Escort: cost 6, attack 1, defense 1, move 2, naval unit (useful for screening)
MRL: cost 4, attack 0, defense 1, move 2, could carry up to four SAMs or Cruise Missiles, and launch up to two at a time

The squares became different types of munitions. Munitions were expended when used, and soon proved to be essential for your forces. Major combats were always preceded by several turns of munitions build-up. All munitions cost 4 to build.

Bomb (pink squares): hit on a 5 against land units, 4 against sea units
Bombers could carry and deploy up to 4 bombs, and Fighters could carry and deploy up to 2 bombs. When deploying bombs, a plane did not make its normal attack roll.
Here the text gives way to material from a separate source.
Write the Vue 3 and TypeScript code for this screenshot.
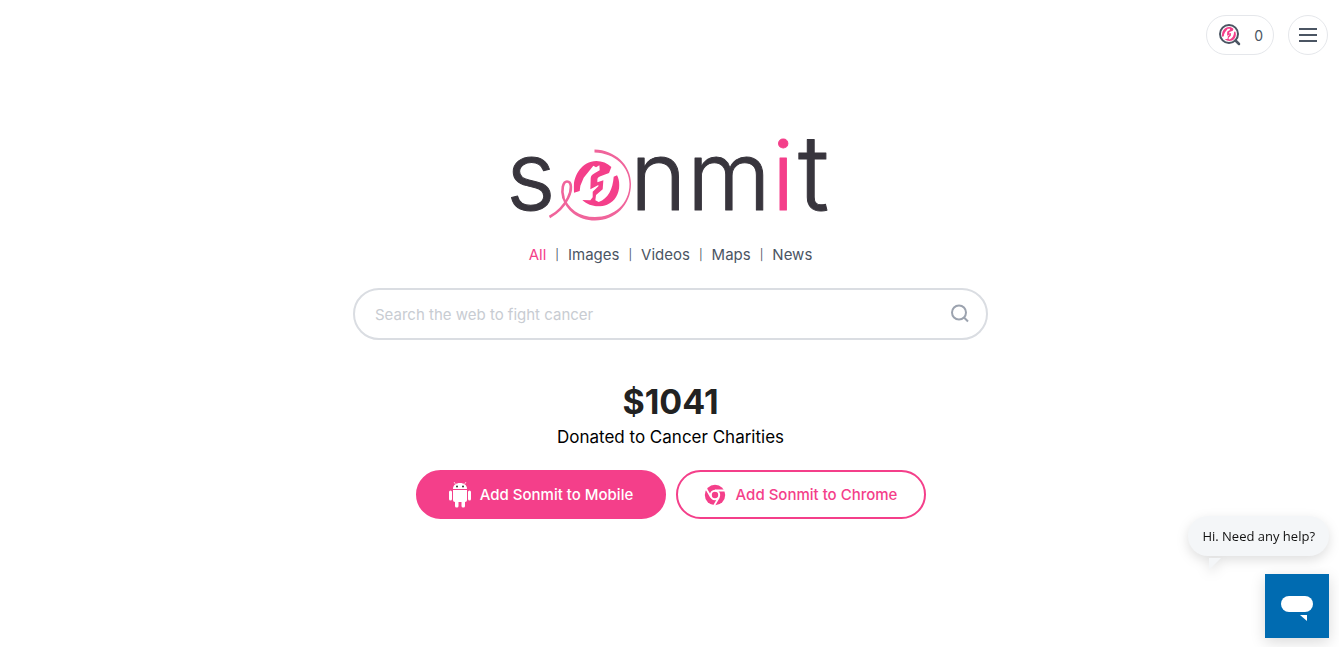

Cruise Missile (dark green squares): hit on a 4, range 3
These could be fired from a MRL or from a combat ship. They could accompany other air units as part of a combined assault, and could be taken as losses from SAM fire, but were not included in the subsequent AAA fire effects. They could also be fired pre-emptively, i.e. on another player's turn in response to a combat move.
Submarines could carry and deploy up to two cruise missiles. Carriers and Battleships could carry up to eight and deploy up to four.

SAM (blue squares): hit on a 4
SAMs only hit air units. They were fired in response to any air force moving over the square in which the SAMs were deployed, and were resolved before AAA fire. A common tactic to protect valuable airplanes from SAMs was to launch Cruise Missiles as part of an air assault.
MRLs and most combat ships could carry SAMs. Carriers and Battleships could carry up to eight SAMs and deploy up to four.

Also, any unit that could transport infantry could transport two munitions in place of one infantry. E.g., a Transport Ship could carry up to eight munitions, though it could not deploy any of them.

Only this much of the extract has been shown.